Poco antes, La Trinidad, escenario popular —en el mejor de los sentidos— e histórico del Jazzaldia, acogió un programa doble tan actual como brutalmente antagónico en sus propuestas. En primer lugar, el joven Jacob Collier, un hijo de la era YouTube ensalzado por algunos medios y no pocas inyecciones de mercadotecnia, que ofreció un show —llamémoslo show, sí— histriónico y grotesco desde el primer momento. Basándonos en lo visto ayer en Donostia, uno de los principales atractivos de su propuesta es que Collier toca varios instrumentos diferentes (aparte de cantar, por lo general a través de un armonizador que empezó a resultar exasperante unos diez segundos después de comenzar el concierto). Esto no tiene nada de malo, pero tampoco nada de bueno en sí mismo —ni tampoco nada de especial—, y el joven youtuber iba del piano al contrabajo sin más sentido que el de orquestar un numerito banal y sobredimensionado.

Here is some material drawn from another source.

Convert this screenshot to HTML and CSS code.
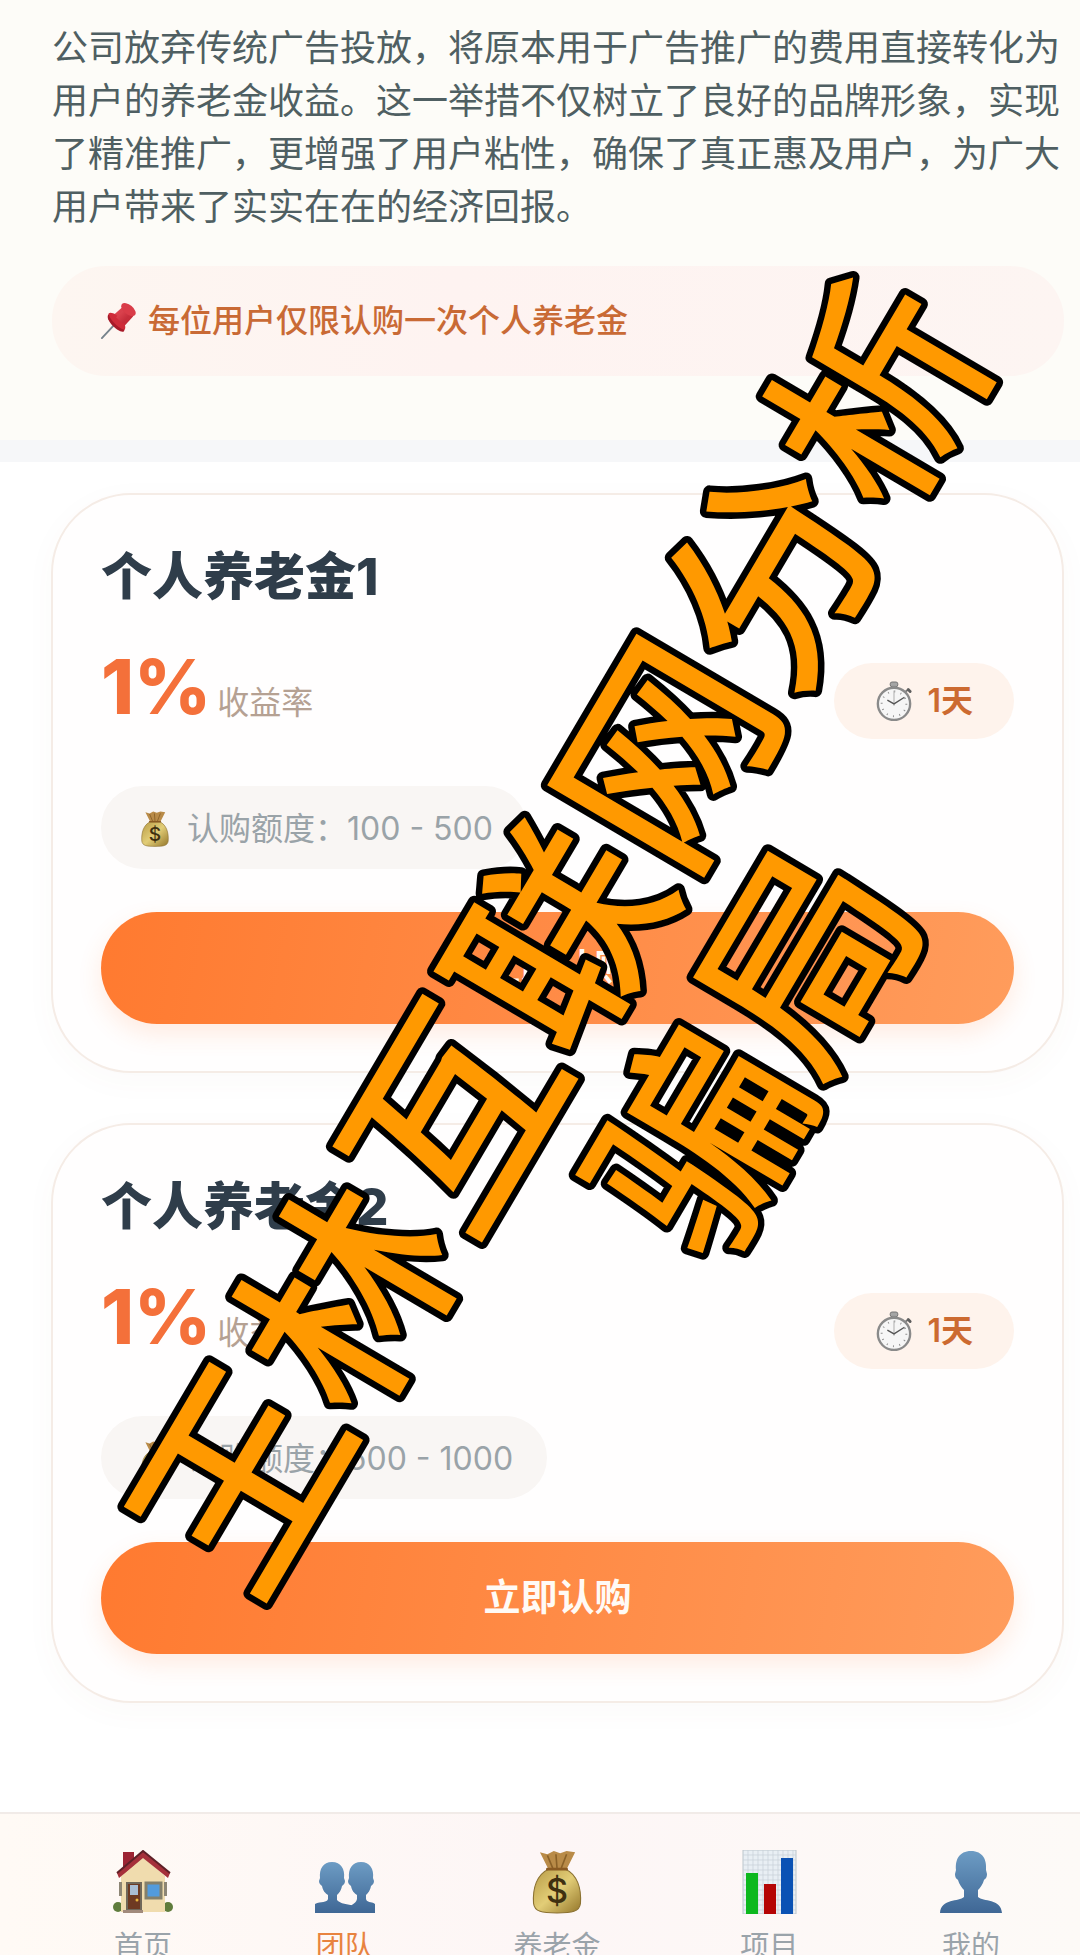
FILE: index.html
```html
<!DOCTYPE html>
<html lang="zh-CN">

<head>
    <meta charset="UTF-8">
    <title>个人养老金</title>
    <meta name="viewport" content="width=device-width, initial-scale=1.0">
    <link rel="stylesheet" href="styles.css">
</head>

<body>

    <!-- Shared icons -->
    <svg class="icon-defs" width="0" height="0" aria-hidden="true">
        <defs>
            <linearGradient id="bagFill" x1="0" y1="0" x2="1" y2="1">
                <stop offset="0" stop-color="#b79a45" />
                <stop offset="0.5" stop-color="#e2cd77" />
                <stop offset="1" stop-color="#94762a" />
            </linearGradient>
            <linearGradient id="personFill" x1="0" y1="0" x2="0" y2="1">
                <stop offset="0" stop-color="#6d9cc4" />
                <stop offset="1" stop-color="#3f6795" />
            </linearGradient>
            <linearGradient id="pinFill" x1="0" y1="0" x2="1" y2="1">
                <stop offset="0" stop-color="#e8505a" />
                <stop offset="1" stop-color="#b51c2b" />
            </linearGradient>
        </defs>
        <symbol id="bag" viewBox="0 0 48 60">
            <path d="M8 2 L15 4 L21 1 L27 3 L33 1 L41 2 L33 18 L16 18 Z" fill="#b98b48" />
            <path d="M15 5 L20 17 M23 4 L24 17 M33 4 L28 17" stroke="#8a6128" stroke-width="1.5" fill="none" />
            <path d="M16 18 C5 23 1 36 2 50 C3 58 10 59 24 59 C38 59 45 58 46 50 C47 36 43 23 32 18 Z" fill="url(#bagFill)" stroke="#8b7130" />
            <path d="M15 18 H33" stroke="#8a5a22" stroke-width="2.5" stroke-linecap="round" />
            <text x="24" y="50" text-anchor="middle" class="bag-sign">$</text>
        </symbol>
        <symbol id="stopwatch" viewBox="0 0 40 42">
            <rect x="16" y="1" width="8" height="5" rx="2" fill="#a5a5a5" stroke="#707070" />
            <rect x="18" y="5" width="4" height="4" fill="#8d8d8d" />
            <path d="M31 12 L35 9" stroke="#777" stroke-width="2" />
            <path d="M35 9 L37 11" stroke="#5e5e5e" stroke-width="3" stroke-linecap="round" />
            <circle cx="20" cy="24" r="17" fill="#f6f6f6" stroke="#8a8a8a" stroke-width="2.5" />
            <circle cx="20" cy="24" r="13" fill="none" stroke="#8f8f8f" stroke-width="2" stroke-dasharray="1 5.8" />
            <path d="M20 26 V10" stroke="#aaa" />
            <path d="M13 20 L20 24 L31 17" stroke="#555" stroke-width="1.4" fill="none" />
        </symbol>
    </svg>

    <section class="intro">
        <p class="intro-text">公司放弃传统广告投放，将原本用于广告推广的费用直接转化为用户的养老金收益。这一举措不仅树立了良好的品牌形象，实现了精准推广，更增强了用户粘性，确保了真正惠及用户，为广大用户带来了实实在在的经济回报。</p>
        <div class="notice">
            <svg class="pin" viewBox="0 0 40 40" aria-hidden="true">
                <path d="M15 24 L2 38" stroke="#77838c" stroke-width="2" stroke-linecap="round" />
                <path d="M9 13 C14 9 30 24 25 31 C21 34 4 19 9 13 Z" fill="#a81a29" />
                <path d="M14 14 L24 5 L35 15 L25 26 Z" fill="url(#pinFill)" />
                <path d="M9 12 C14 8 30 23 26 29 C21 29 10 19 9 12 Z" fill="#cf2b39" />
                <path d="M17 16 L25 8 L32 14 L24 23 Z" fill="url(#pinFill)" />
                <ellipse cx="30" cy="8" rx="9" ry="5" transform="rotate(40 30 8)" fill="#d93c48" />
            </svg>
            <span>每位用户仅限认购一次个人养老金</span>
        </div>
    </section>

    <main class="plans">
        <article class="card">
            <h2>个人养老金1</h2>
            <div class="rate-row">
                <p class="rate"><strong>1%</strong><span>收益率</span></p>
                <div class="days">
                    <svg class="watch" aria-hidden="true"><use href="#stopwatch" /></svg>
                    <span>1天</span>
                </div>
            </div>
            <div class="quota">
                <svg class="bag-small" aria-hidden="true"><use href="#bag" /></svg>
                <span>认购额度：100 - 500</span>
            </div>
            <button type="button" class="buy">立即认购</button>
        </article>

        <article class="card">
            <h2>个人养老金2</h2>
            <div class="rate-row">
                <p class="rate"><strong>1%</strong><span>收益率</span></p>
                <div class="days">
                    <svg class="watch" aria-hidden="true"><use href="#stopwatch" /></svg>
                    <span>1天</span>
                </div>
            </div>
            <div class="quota">
                <svg class="bag-small" aria-hidden="true"><use href="#bag" /></svg>
                <span>认购额度：500 - 1000</span>
            </div>
            <button type="button" class="buy">立即认购</button>
        </article>
    </main>

    <!-- Bottom navigation -->
    <nav class="tabbar">
        <a href="#home" class="tab">
            <svg viewBox="0 0 62 64" aria-hidden="true">
                <circle cx="6" cy="57" r="5" fill="#5f7c3c" />
                <circle cx="56" cy="57" r="5" fill="#5f7c3c" />
                <rect x="11" y="2" width="11" height="24" fill="#9c2433" />
                <path d="M9 26 L31 7 L53 26 V62 H9 Z" fill="#f0dcae" />
                <path d="M5 23 L31 1 L58 23 L56 28 L31 8 L7 28 Z" fill="#a5303a" />
                <path d="M5 23 L31 1 L58 23" stroke="#5e2027" stroke-width="2" fill="none" />
                <rect x="7" y="32" width="3" height="14" fill="#8d8675" />
                <rect x="52" y="32" width="3" height="14" fill="#8d8675" />
                <rect x="15" y="33" width="14" height="27" fill="#6e3a22" stroke="#70685a" stroke-width="2" />
                <rect x="18" y="35" width="8" height="10" fill="#a9bdd3" />
                <circle cx="25" cy="50" r="1.5" fill="#e9b83f" />
                <rect x="34" y="33" width="15" height="15" fill="#529bdc" stroke="#84806b" stroke-width="3" />
                <rect x="11" y="60" width="20" height="3" fill="#a18a7c" />
            </svg>
            <span>首页</span>
        </a>
        <a href="#team" class="tab active">
            <svg viewBox="0 0 62 64" aria-hidden="true">
                <g fill="url(#personFill)">
                    <path d="M18 12 C27 12 31 19 30 28 L31 31 C31 34 29 35 28 36 C27 41 25 43 23 45 V50 C26 54 34 54 40 56 V63 H1 V54 C7 51 13 53 14 49 V45 C11 43 9 41 8 36 C7 35 5 34 5 31 L6 28 C5 19 9 12 18 12 Z" />
                    <path d="M47 12 C56 12 60 19 59 28 L60 31 C60 34 58 35 57 36 C56 41 54 43 52 45 V49 C53 53 57 51 61 54 V63 H32 C34 54 42 55 43 49 V45 C40 43 38 41 37 36 C36 35 34 34 34 31 L35 28 C34 19 38 12 47 12 Z" />
                </g>
            </svg>
            <span>团队</span>
        </a>
        <a href="#pension" class="tab">
            <svg aria-hidden="true"><use href="#bag" /></svg>
            <span>养老金</span>
        </a>
        <a href="#projects" class="tab">
            <svg viewBox="0 0 62 64" aria-hidden="true">
                <rect x="5" y="0" width="53" height="64" fill="#e9eff4" stroke="#bcc5cc" />
                <path d="M10 0 V64 M15 0 V64 M20 0 V64 M25 0 V64 M30 0 V64 M35 0 V64 M40 0 V64 M45 0 V64 M50 0 V64 M55 0 V64 M5 5 H58 M5 10 H58 M5 15 H58 M5 20 H58 M5 25 H58 M5 30 H58 M5 35 H58 M5 40 H58 M5 45 H58 M5 50 H58 M5 55 H58 M5 60 H58" stroke="#c7d0d7" stroke-width="0.7" />
                <rect x="8" y="23" width="12" height="41" fill="#0db81e" />
                <rect x="26" y="34" width="12" height="30" fill="#b50505" />
                <rect x="43" y="8" width="12" height="56" fill="#0b52b4" />
            </svg>
            <span>项目</span>
        </a>
        <a href="#mine" class="tab">
            <svg viewBox="0 0 62 64" aria-hidden="true">
                <path d="M31 1 C43 1 47 10 46 20 L47 24 C47 28 45 29 44 30 C43 34 40 38 38 40 V47 C43 52 61 48 62 63 H0 C1 48 19 52 24 47 V40 C22 38 19 34 18 30 C17 29 15 28 15 24 L16 20 C15 10 19 1 31 1 Z" fill="url(#personFill)" />
            </svg>
            <span>我的</span>
        </a>
    </nav>

    <!-- Diagonal stamp over the page -->
    <svg class="stamp" viewBox="0 0 1080 1955">
        <g transform="translate(560 935) rotate(-59.5)">
            <text x="0" y="78" text-anchor="middle">王林互联网分析</text>
            <text x="0" y="303" text-anchor="middle">骗局</text>
        </g>
    </svg>

</body>

</html>
```
FILE: styles.css
```css
* {
    box-sizing: border-box;
}

body {
    margin: 0;
    height: 100vh;
    overflow: hidden;
    position: relative;
    display: flex;
    flex-direction: column;
    font-family: Inter, 'Noto Sans CJK SC', sans-serif;
    font-size: 32px;
    background-color: #fff;
}

h2,
p {
    margin: 0;
}

.icon-defs {
    position: absolute;
}

.intro {
    padding: 22px 16px 64px 52px;
    background-color: #fdfcf8;
    border-bottom: 22px solid #f6f7f9;
}

.intro-text {
    font-size: 36px;
    line-height: 53px;
    color: #4f5f62;
}

.notice {
    display: flex;
    align-items: center;
    gap: 10px;
    margin-top: 32px;
    padding: 30px 48px;
    border-radius: 54px;
    line-height: 50px;
    font-weight: 500;
    color: #c96a35;
    background: linear-gradient(90deg, #fdf6f1, #fef3f1 40%, #fdf5f2);
}

.pin {
    width: 38px;
    height: 38px;
}

.plans {
    display: flex;
    flex-direction: column;
    gap: 50px;
    padding: 31px 16px 0 51px;
}

.card {
    padding: 50px 48px 47px;
    border: 2px solid #f5ece6;
    border-radius: 80px;
    background-color: #fffefe;
    box-shadow: 0 8px 32px rgba(120, 90, 70, 0.03);
}

.card h2 {
    font-size: 51px;
    line-height: 64px;
    font-weight: 800;
    color: #2f3d4a;
}

.rate-row {
    display: flex;
    justify-content: space-between;
    align-items: center;
    margin-top: 28px;
}

.rate {
    display: flex;
    align-items: baseline;
    gap: 6px;
    line-height: 100px;
    color: #b5a193;
}

.rate strong {
    font-size: 75px;
    font-weight: 800;
    color: #f4703a;
}

.days {
    display: flex;
    align-items: center;
    gap: 14px;
    margin-top: 12px;
    padding: 14px 41px;
    border-radius: 38px;
    line-height: 48px;
    font-weight: 600;
    color: #cc6a30;
    background-color: #fef3ec;
}

.watch {
    width: 38px;
    height: 40px;
}

.quota {
    display: flex;
    align-items: center;
    gap: 16px;
    width: fit-content;
    margin-top: 33px;
    padding: 19px 34px 16px 38px;
    border-radius: 42px;
    line-height: 48px;
    color: #9aa3a8;
    background-color: #f9f6f4;
}

.bag-small {
    width: 32px;
    height: 36px;
}

.buy {
    display: block;
    width: 100%;
    margin-top: 43px;
    padding: 28px;
    border: none;
    border-radius: 56px;
    font-family: inherit;
    font-size: 37px;
    line-height: 56px;
    font-weight: 600;
    color: #fffaf5;
    background: linear-gradient(100deg, #ff7a30, #ff9c5c);
    box-shadow: 0 10px 24px rgba(255, 122, 48, 0.14);
    cursor: pointer;
}

.tabbar {
    display: flex;
    justify-content: space-between;
    flex: 1 0 auto;
    margin-top: 109px;
    padding: 36px 76px 0 110px;
    border-top: 2px solid #f1ebe8;
    background: linear-gradient(90deg, #fffaf5, #fdf6f6 50%, #fdfaf7);
}

.tab {
    display: flex;
    flex-direction: column;
    align-items: center;
    gap: 12px;
    min-width: 66px;
    font-size: 29px;
    line-height: 42px;
    color: #9aa3aa;
    text-decoration: none;
}

.tab.active {
    color: #e8833f;
}

.tab svg {
    width: 62px;
    height: 64px;
}

.bag-sign {
    font-family: Inter, sans-serif;
    font-size: 32px;
    font-weight: 500;
    fill: #3f3010;
}

.stamp {
    position: absolute;
    top: 0;
    left: 0;
    width: 100%;
    pointer-events: none;
}

.stamp text {
    font-family: 'Noto Sans CJK SC', sans-serif;
    font-size: 210px;
    font-weight: 500;
    fill: #ff9900;
    stroke: #000;
    stroke-width: 13px;
    stroke-linejoin: round;
    paint-order: stroke;
}
```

Una vez más, esto no tiene por qué ser censurable si la música se beneficia de ello, pero eso no ocurrió ayer. Al contrario: la música de Collier está hipervitaminada de forma vulgar y, lo que es peor, es fea, muy fea, rematadamente fea.

Afortunadamente, en la segunda parte del programa llegó al rescate R+R = NOW, un nuevo supergrupo que reúne algunos de los nombres más importantes de los últimos años en los sonidos que aúnan jazz, hip-hop y sonidos urbanos. Tanto Robert Glasper como Christian Scott llevan tiempo transitando ese camino, un lenguaje que domina desde siempre el productor y multiinstrumentista Terrace Martin, y por eso sonó tan natural esta confluencia de hijos de la música negra del nuevo siglo que en directo, contra todo pronóstico, no tuvo nada de choque de egos: el grupo sonó cohesionado y democrático, con Glasper improvisando como hacía tiempo que no le escuchábamos, Scott adaptándose a la dinámica de grupo y Martin amasando discretamente la mezcla junto a Taylor McFerrin, impulsados inmejorablemente por la rítmica de Derrick Hodge y Justin Tyson. Música nueva y sofisticada tocada con gusto y convicción. Eso no se aprende haciendo videos en YouTube.